The most troubling aspect of the Wooster Group’s conflict with French is that the Group put considerable creative labor into creating a production and was unable to recoup their creative and financial investment by taking the production to New York and Paris.   New York and Paris audiences lost a chance to see the Wooster Group’s novel interpretation of Pinter’s work. The Wooster Group’s unfortunate situation highlights the need for a compulsory license (at a fair price) for performance rights for plays.

Copyright law is an exception to the First Amendment protection for freedom of speech.  Copyright’s restriction on speech is tolerated because the monopoly on use of the work provides an incentive to authors to write.  The term of copyright is limited (in theory) so that after creators are compensated for their efforts, everyone can use the work as they wish.  Authors feel strongly about their dignitary interests in controlling uses of their work, but even while a work is protected by copyright, the interest in freedom of thought means that authors cannot control who buys their work, who reads it, or what interpretations readers and reviewers place on it. While authors have a right to be compensated for uses of their works while they are still in copyright, they do not (and should not) have the right to block interpretations of which they disapprove.

The balance between authors’ and audiences’ rights is well settled for books.  For copyrighted works that are performed (plays, dance, and music), the rules are slightly different, and they give substantially more power to authors or copyright owners to block access to the work and to control interpretations made of it.  Anyone can buy a play or sheet music, but one must obtain the copyright owner’s permission (and pay a separate license fee) to perform a play or a dance or music.  And some rights owners restrict who can obtain a performance right.  The great modernist playwright Samuel Beckett steadfastly refused to permit productions of Waiting for Godot by all-female casts, and his heirs have continued to do so after his death.  This is not only short-sighted, it also discriminates against female actors and directors.

Plays are part of our cultural heritage and, for fair compensation, they should be available for all to perform.  A few years ago, the South Coast Repertory theatre produced Death of a Salesman with an all-black cast.  The production presented a new way of thinking about mid-twentieth century work and family life.  The estate of Arthur Miller should not be able to prohibit it, simply because they think, or Miller thought, that the play is about the travails of a white family rather than a black one. If Shakespeare’s plays were subject to copyright, his literary heirs should not be able to prevent women from playing the female roles simply because, during Shakespeare’s life, women were prohibited from performing.
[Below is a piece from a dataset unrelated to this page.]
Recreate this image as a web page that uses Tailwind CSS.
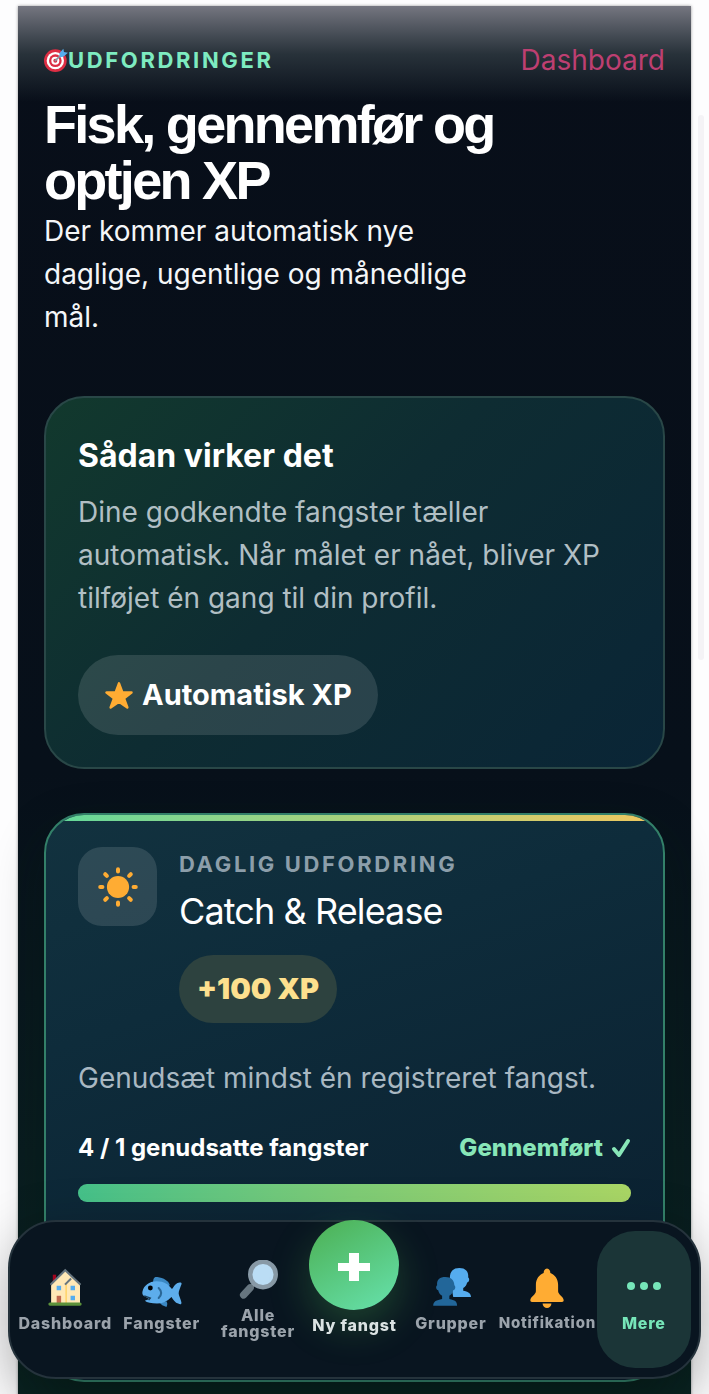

Nor should a production of the tragedy of star-crossed lovers – call them Romeo and Julio – be banned because it’s about a pair of gay teens falling in love against their families’ wishes.

Innovative productions illuminate aspects of the plays that audiences hadn’t seen or understood before.  Before the Wooster Group’s production of The Room, few would have thought about Pinter’s play as part of a mid-century tradition of stand-up comedy.  Moreover, innovative productions create work opportunities for actors and theatre directors that would not exist if the playwright’s original vision of the work were the only authorized vision.  It’s not only shortsighted to restrict productions to ones that the copyright owner approves as canonical, it allows a few people to dictate acceptable interpretations of cultural works and deprives theatre actors and directors of the ability to engage in creative labor that bears on contemporary culture where copyrighted works are involved.

A statutory license for performance of songs has been part of copyright law for over a century.  After the copyright owner (usually the songwriter) first records or distributes a song, any member of the public may obtain a right to record or perform the song even if the copyright owner objects.  The person must simply notify the copyright owner, pay a statutorily prescribed fee to the owner, and refrain from altering the melody or “fundamental character” of the music.  As a consequence, everyone has the right to cover a song.

As Professor Michael Carroll has explained, a similar statutory license could be created for other copyrighted works to extend to theatre actors and directors the same right enjoyed by singers and other musicians.  A sliding scale of license fees could be established so that the fee would be larger for a big budget production generating substantial revenue than for a high school or amateur theatre group.  The statutory license balances the interest of authors to receive fair compensation with the interest of performers in having access to all copyrighted works and the interests of audiences in having the chance to see all plays performed.

We would never tolerate a copyright law that allowed authors to restrict who could read their books or what interpretations readers could put on them.  We long ago rejected that power for songwriters.  We should extend to theatre performers and audiences the same rights of access to our shared culture that we allow performers of music and readers of books.